#### Given instruction:
Repeat the data below exactly, dropping any pictures it holds.
══════
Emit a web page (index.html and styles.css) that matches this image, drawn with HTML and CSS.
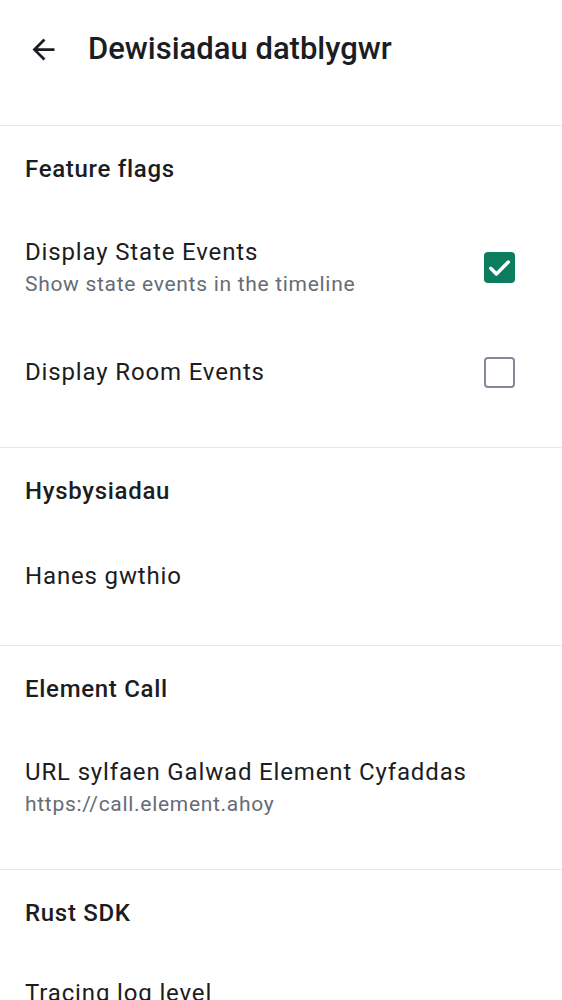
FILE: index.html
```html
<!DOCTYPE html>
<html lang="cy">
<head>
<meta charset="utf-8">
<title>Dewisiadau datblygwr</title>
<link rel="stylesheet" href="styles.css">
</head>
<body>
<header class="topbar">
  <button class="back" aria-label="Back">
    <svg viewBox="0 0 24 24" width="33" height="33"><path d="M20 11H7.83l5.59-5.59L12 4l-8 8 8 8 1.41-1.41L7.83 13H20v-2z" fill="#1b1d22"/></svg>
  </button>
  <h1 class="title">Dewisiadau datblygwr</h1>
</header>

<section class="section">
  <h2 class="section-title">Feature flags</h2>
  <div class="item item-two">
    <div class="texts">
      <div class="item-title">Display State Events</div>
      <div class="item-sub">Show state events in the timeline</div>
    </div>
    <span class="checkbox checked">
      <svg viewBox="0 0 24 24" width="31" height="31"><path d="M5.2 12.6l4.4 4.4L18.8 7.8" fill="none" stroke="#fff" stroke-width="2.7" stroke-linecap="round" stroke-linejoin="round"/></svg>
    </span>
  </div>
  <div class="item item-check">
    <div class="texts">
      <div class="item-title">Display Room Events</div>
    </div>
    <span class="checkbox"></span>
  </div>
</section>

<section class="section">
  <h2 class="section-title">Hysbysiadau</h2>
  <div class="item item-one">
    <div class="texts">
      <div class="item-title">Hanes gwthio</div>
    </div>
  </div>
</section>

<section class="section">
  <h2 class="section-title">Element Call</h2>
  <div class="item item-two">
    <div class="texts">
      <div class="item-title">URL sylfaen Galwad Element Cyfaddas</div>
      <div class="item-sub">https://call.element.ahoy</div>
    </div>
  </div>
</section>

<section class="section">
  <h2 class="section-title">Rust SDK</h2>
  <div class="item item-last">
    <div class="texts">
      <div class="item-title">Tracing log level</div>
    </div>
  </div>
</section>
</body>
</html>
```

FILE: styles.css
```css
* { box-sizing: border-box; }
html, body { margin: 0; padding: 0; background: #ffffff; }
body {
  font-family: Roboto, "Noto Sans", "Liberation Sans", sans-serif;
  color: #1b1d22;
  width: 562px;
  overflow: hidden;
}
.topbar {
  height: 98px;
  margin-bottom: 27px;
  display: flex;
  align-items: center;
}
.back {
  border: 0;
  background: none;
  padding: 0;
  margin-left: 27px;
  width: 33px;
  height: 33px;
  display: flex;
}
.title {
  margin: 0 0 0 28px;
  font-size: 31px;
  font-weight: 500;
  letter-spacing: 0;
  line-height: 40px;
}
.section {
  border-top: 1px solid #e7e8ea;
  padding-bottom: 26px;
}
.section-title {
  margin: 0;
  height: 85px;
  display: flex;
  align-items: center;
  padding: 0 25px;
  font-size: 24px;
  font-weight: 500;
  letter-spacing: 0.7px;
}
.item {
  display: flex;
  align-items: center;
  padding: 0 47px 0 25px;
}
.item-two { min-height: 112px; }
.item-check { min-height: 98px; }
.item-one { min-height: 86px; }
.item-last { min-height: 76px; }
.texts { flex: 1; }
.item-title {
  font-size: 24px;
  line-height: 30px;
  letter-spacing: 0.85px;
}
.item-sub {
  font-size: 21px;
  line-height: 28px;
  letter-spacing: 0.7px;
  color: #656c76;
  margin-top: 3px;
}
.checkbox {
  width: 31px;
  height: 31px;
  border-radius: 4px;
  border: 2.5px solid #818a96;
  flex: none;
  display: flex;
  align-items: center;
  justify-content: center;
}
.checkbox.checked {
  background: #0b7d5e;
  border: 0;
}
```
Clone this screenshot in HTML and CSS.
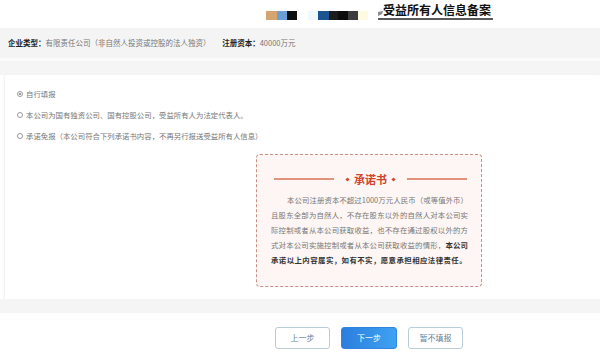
══════
#### Task result:
Emit a web page (index.html and styles.css) that matches this image, drawn with HTML and CSS.
FILE: index.html
```html
<!DOCTYPE html>
<html lang="cy">
<head>
<meta charset="utf-8">
<title>Dewisiadau datblygwr</title>
<link rel="stylesheet" href="styles.css">
</head>
<body>
<header class="topbar">
  <button class="back" aria-label="Back">
    <svg viewBox="0 0 24 24" width="33" height="33"><path d="M20 11H7.83l5.59-5.59L12 4l-8 8 8 8 1.41-1.41L7.83 13H20v-2z" fill="#1b1d22"/></svg>
  </button>
  <h1 class="title">Dewisiadau datblygwr</h1>
</header>

<section class="section">
  <h2 class="section-title">Feature flags</h2>
  <div class="item item-two">
    <div class="texts">
      <div class="item-title">Display State Events</div>
      <div class="item-sub">Show state events in the timeline</div>
    </div>
    <span class="checkbox checked">
      <svg viewBox="0 0 24 24" width="31" height="31"><path d="M5.2 12.6l4.4 4.4L18.8 7.8" fill="none" stroke="#fff" stroke-width="2.7" stroke-linecap="round" stroke-linejoin="round"/></svg>
    </span>
  </div>
  <div class="item item-check">
    <div class="texts">
      <div class="item-title">Display Room Events</div>
    </div>
    <span class="checkbox"></span>
  </div>
</section>

<section class="section">
  <h2 class="section-title">Hysbysiadau</h2>
  <div class="item item-one">
    <div class="texts">
      <div class="item-title">Hanes gwthio</div>
    </div>
  </div>
</section>

<section class="section">
  <h2 class="section-title">Element Call</h2>
  <div class="item item-two">
    <div class="texts">
      <div class="item-title">URL sylfaen Galwad Element Cyfaddas</div>
      <div class="item-sub">https://call.element.ahoy</div>
    </div>
  </div>
</section>

<section class="section">
  <h2 class="section-title">Rust SDK</h2>
  <div class="item item-last">
    <div class="texts">
      <div class="item-title">Tracing log level</div>
    </div>
  </div>
</section>
</body>
</html>
```

FILE: styles.css
```css
* { box-sizing: border-box; }
html, body { margin: 0; padding: 0; background: #ffffff; }
body {
  font-family: Roboto, "Noto Sans", "Liberation Sans", sans-serif;
  color: #1b1d22;
  width: 562px;
  overflow: hidden;
}
.topbar {
  height: 98px;
  margin-bottom: 27px;
  display: flex;
  align-items: center;
}
.back {
  border: 0;
  background: none;
  padding: 0;
  margin-left: 27px;
  width: 33px;
  height: 33px;
  display: flex;
}
.title {
  margin: 0 0 0 28px;
  font-size: 31px;
  font-weight: 500;
  letter-spacing: 0;
  line-height: 40px;
}
.section {
  border-top: 1px solid #e7e8ea;
  padding-bottom: 26px;
}
.section-title {
  margin: 0;
  height: 85px;
  display: flex;
  align-items: center;
  padding: 0 25px;
  font-size: 24px;
  font-weight: 500;
  letter-spacing: 0.7px;
}
.item {
  display: flex;
  align-items: center;
  padding: 0 47px 0 25px;
}
.item-two { min-height: 112px; }
.item-check { min-height: 98px; }
.item-one { min-height: 86px; }
.item-last { min-height: 76px; }
.texts { flex: 1; }
.item-title {
  font-size: 24px;
  line-height: 30px;
  letter-spacing: 0.85px;
}
.item-sub {
  font-size: 21px;
  line-height: 28px;
  letter-spacing: 0.7px;
  color: #656c76;
  margin-top: 3px;
}
.checkbox {
  width: 31px;
  height: 31px;
  border-radius: 4px;
  border: 2.5px solid #818a96;
  flex: none;
  display: flex;
  align-items: center;
  justify-content: center;
}
.checkbox.checked {
  background: #0b7d5e;
  border: 0;
}
```
Clone this screenshot in HTML and CSS.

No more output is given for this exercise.